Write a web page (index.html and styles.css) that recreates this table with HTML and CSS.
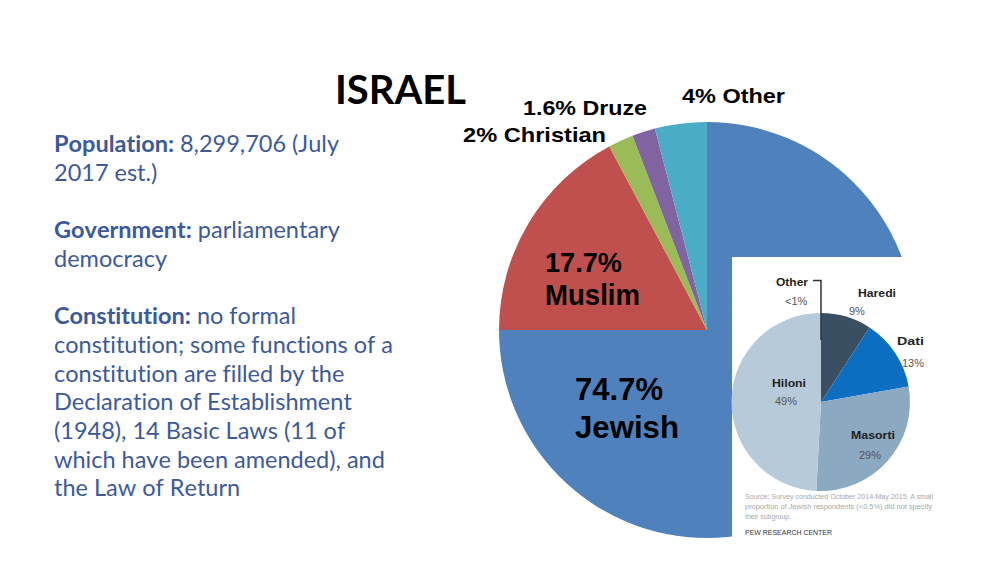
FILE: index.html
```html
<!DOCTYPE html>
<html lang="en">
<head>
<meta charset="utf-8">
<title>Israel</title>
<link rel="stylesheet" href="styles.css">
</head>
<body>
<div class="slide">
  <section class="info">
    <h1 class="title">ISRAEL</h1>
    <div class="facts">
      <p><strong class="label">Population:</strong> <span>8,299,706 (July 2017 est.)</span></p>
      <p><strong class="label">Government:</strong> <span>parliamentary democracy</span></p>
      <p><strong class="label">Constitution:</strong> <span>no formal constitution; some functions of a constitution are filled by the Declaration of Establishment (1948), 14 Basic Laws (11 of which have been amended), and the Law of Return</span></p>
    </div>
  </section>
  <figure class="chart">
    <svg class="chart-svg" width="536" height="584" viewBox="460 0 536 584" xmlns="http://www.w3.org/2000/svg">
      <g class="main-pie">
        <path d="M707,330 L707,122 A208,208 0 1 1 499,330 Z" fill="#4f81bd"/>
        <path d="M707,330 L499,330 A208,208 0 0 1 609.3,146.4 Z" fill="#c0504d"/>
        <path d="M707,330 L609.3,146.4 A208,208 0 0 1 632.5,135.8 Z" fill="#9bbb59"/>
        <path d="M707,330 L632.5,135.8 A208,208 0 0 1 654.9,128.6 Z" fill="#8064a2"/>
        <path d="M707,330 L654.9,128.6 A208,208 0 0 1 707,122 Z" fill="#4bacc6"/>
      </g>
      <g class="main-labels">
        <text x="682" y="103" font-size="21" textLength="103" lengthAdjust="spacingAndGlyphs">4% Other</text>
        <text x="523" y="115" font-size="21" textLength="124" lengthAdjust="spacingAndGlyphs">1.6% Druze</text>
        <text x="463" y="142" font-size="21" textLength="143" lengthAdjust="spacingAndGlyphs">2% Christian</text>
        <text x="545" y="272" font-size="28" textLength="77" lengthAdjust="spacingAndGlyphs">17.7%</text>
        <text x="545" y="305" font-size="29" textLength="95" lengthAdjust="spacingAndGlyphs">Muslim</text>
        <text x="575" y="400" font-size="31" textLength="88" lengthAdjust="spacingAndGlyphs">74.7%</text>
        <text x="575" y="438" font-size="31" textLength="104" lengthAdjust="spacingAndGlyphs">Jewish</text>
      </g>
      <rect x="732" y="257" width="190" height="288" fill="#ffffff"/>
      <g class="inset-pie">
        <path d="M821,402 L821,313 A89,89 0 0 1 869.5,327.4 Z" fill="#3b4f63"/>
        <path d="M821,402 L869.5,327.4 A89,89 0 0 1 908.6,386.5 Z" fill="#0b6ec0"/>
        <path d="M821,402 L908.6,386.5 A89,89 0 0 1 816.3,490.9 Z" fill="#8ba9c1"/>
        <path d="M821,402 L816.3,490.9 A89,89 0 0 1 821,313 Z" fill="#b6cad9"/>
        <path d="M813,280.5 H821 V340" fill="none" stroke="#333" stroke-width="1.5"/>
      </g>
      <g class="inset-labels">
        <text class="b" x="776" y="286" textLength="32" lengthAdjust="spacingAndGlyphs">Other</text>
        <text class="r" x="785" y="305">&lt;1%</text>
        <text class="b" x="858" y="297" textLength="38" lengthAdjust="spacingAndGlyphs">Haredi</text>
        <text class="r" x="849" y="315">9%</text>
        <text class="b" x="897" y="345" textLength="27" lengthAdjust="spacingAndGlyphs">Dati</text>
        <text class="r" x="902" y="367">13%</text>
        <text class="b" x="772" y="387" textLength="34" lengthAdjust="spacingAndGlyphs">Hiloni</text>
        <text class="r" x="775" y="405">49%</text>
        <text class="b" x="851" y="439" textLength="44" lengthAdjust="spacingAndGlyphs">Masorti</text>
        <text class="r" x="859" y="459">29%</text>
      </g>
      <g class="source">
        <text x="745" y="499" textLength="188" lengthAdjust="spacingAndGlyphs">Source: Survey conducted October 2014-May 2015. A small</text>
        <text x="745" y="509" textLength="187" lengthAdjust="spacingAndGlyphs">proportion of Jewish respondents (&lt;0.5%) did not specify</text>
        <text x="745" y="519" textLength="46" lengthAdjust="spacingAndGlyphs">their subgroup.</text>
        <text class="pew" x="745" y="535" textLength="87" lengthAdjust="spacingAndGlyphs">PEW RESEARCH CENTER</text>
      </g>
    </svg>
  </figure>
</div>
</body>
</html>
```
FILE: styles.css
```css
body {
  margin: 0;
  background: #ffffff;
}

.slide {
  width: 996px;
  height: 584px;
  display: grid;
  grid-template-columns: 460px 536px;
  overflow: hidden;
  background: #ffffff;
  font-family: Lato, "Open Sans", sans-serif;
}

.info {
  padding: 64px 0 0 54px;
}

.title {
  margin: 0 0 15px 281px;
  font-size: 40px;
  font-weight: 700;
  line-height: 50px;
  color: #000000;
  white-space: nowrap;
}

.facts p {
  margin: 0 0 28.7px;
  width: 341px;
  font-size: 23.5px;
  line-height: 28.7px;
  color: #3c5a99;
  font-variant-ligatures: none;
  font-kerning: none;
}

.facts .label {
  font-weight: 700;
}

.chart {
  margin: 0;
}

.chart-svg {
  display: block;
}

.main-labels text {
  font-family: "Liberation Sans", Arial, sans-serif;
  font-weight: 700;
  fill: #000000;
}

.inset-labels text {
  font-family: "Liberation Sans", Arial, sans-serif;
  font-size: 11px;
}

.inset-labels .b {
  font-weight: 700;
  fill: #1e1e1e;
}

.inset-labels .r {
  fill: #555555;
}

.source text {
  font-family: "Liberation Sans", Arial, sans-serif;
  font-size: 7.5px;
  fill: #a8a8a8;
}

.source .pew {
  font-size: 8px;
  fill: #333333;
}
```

EXERCISE: Transcribe the listing in full and omit the pictures.

SOLUTION TO THIS TASK:
Write a web page (index.html and styles.css) that recreates this table with HTML and CSS.
FILE: index.html
```html
<!DOCTYPE html>
<html lang="en">
<head>
<meta charset="utf-8">
<title>Israel</title>
<link rel="stylesheet" href="styles.css">
</head>
<body>
<div class="slide">
  <section class="info">
    <h1 class="title">ISRAEL</h1>
    <div class="facts">
      <p><strong class="label">Population:</strong> <span>8,299,706 (July 2017 est.)</span></p>
      <p><strong class="label">Government:</strong> <span>parliamentary democracy</span></p>
      <p><strong class="label">Constitution:</strong> <span>no formal constitution; some functions of a constitution are filled by the Declaration of Establishment (1948), 14 Basic Laws (11 of which have been amended), and the Law of Return</span></p>
    </div>
  </section>
  <figure class="chart">
    <svg class="chart-svg" width="536" height="584" viewBox="460 0 536 584" xmlns="http://www.w3.org/2000/svg">
      <g class="main-pie">
        <path d="M707,330 L707,122 A208,208 0 1 1 499,330 Z" fill="#4f81bd"/>
        <path d="M707,330 L499,330 A208,208 0 0 1 609.3,146.4 Z" fill="#c0504d"/>
        <path d="M707,330 L609.3,146.4 A208,208 0 0 1 632.5,135.8 Z" fill="#9bbb59"/>
        <path d="M707,330 L632.5,135.8 A208,208 0 0 1 654.9,128.6 Z" fill="#8064a2"/>
        <path d="M707,330 L654.9,128.6 A208,208 0 0 1 707,122 Z" fill="#4bacc6"/>
      </g>
      <g class="main-labels">
        <text x="682" y="103" font-size="21" textLength="103" lengthAdjust="spacingAndGlyphs">4% Other</text>
        <text x="523" y="115" font-size="21" textLength="124" lengthAdjust="spacingAndGlyphs">1.6% Druze</text>
        <text x="463" y="142" font-size="21" textLength="143" lengthAdjust="spacingAndGlyphs">2% Christian</text>
        <text x="545" y="272" font-size="28" textLength="77" lengthAdjust="spacingAndGlyphs">17.7%</text>
        <text x="545" y="305" font-size="29" textLength="95" lengthAdjust="spacingAndGlyphs">Muslim</text>
        <text x="575" y="400" font-size="31" textLength="88" lengthAdjust="spacingAndGlyphs">74.7%</text>
        <text x="575" y="438" font-size="31" textLength="104" lengthAdjust="spacingAndGlyphs">Jewish</text>
      </g>
      <rect x="732" y="257" width="190" height="288" fill="#ffffff"/>
      <g class="inset-pie">
        <path d="M821,402 L821,313 A89,89 0 0 1 869.5,327.4 Z" fill="#3b4f63"/>
        <path d="M821,402 L869.5,327.4 A89,89 0 0 1 908.6,386.5 Z" fill="#0b6ec0"/>
        <path d="M821,402 L908.6,386.5 A89,89 0 0 1 816.3,490.9 Z" fill="#8ba9c1"/>
        <path d="M821,402 L816.3,490.9 A89,89 0 0 1 821,313 Z" fill="#b6cad9"/>
        <path d="M813,280.5 H821 V340" fill="none" stroke="#333" stroke-width="1.5"/>
      </g>
      <g class="inset-labels">
        <text class="b" x="776" y="286" textLength="32" lengthAdjust="spacingAndGlyphs">Other</text>
        <text class="r" x="785" y="305">&lt;1%</text>
        <text class="b" x="858" y="297" textLength="38" lengthAdjust="spacingAndGlyphs">Haredi</text>
        <text class="r" x="849" y="315">9%</text>
        <text class="b" x="897" y="345" textLength="27" lengthAdjust="spacingAndGlyphs">Dati</text>
        <text class="r" x="902" y="367">13%</text>
        <text class="b" x="772" y="387" textLength="34" lengthAdjust="spacingAndGlyphs">Hiloni</text>
        <text class="r" x="775" y="405">49%</text>
        <text class="b" x="851" y="439" textLength="44" lengthAdjust="spacingAndGlyphs">Masorti</text>
        <text class="r" x="859" y="459">29%</text>
      </g>
      <g class="source">
        <text x="745" y="499" textLength="188" lengthAdjust="spacingAndGlyphs">Source: Survey conducted October 2014-May 2015. A small</text>
        <text x="745" y="509" textLength="187" lengthAdjust="spacingAndGlyphs">proportion of Jewish respondents (&lt;0.5%) did not specify</text>
        <text x="745" y="519" textLength="46" lengthAdjust="spacingAndGlyphs">their subgroup.</text>
        <text class="pew" x="745" y="535" textLength="87" lengthAdjust="spacingAndGlyphs">PEW RESEARCH CENTER</text>
      </g>
    </svg>
  </figure>
</div>
</body>
</html>
```
FILE: styles.css
```css
body {
  margin: 0;
  background: #ffffff;
}

.slide {
  width: 996px;
  height: 584px;
  display: grid;
  grid-template-columns: 460px 536px;
  overflow: hidden;
  background: #ffffff;
  font-family: Lato, "Open Sans", sans-serif;
}

.info {
  padding: 64px 0 0 54px;
}

.title {
  margin: 0 0 15px 281px;
  font-size: 40px;
  font-weight: 700;
  line-height: 50px;
  color: #000000;
  white-space: nowrap;
}

.facts p {
  margin: 0 0 28.7px;
  width: 341px;
  font-size: 23.5px;
  line-height: 28.7px;
  color: #3c5a99;
  font-variant-ligatures: none;
  font-kerning: none;
}

.facts .label {
  font-weight: 700;
}

.chart {
  margin: 0;
}

.chart-svg {
  display: block;
}

.main-labels text {
  font-family: "Liberation Sans", Arial, sans-serif;
  font-weight: 700;
  fill: #000000;
}

.inset-labels text {
  font-family: "Liberation Sans", Arial, sans-serif;
  font-size: 11px;
}

.inset-labels .b {
  font-weight: 700;
  fill: #1e1e1e;
}

.inset-labels .r {
  fill: #555555;
}

.source text {
  font-family: "Liberation Sans", Arial, sans-serif;
  font-size: 7.5px;
  fill: #a8a8a8;
}

.source .pew {
  font-size: 8px;
  fill: #333333;
}
```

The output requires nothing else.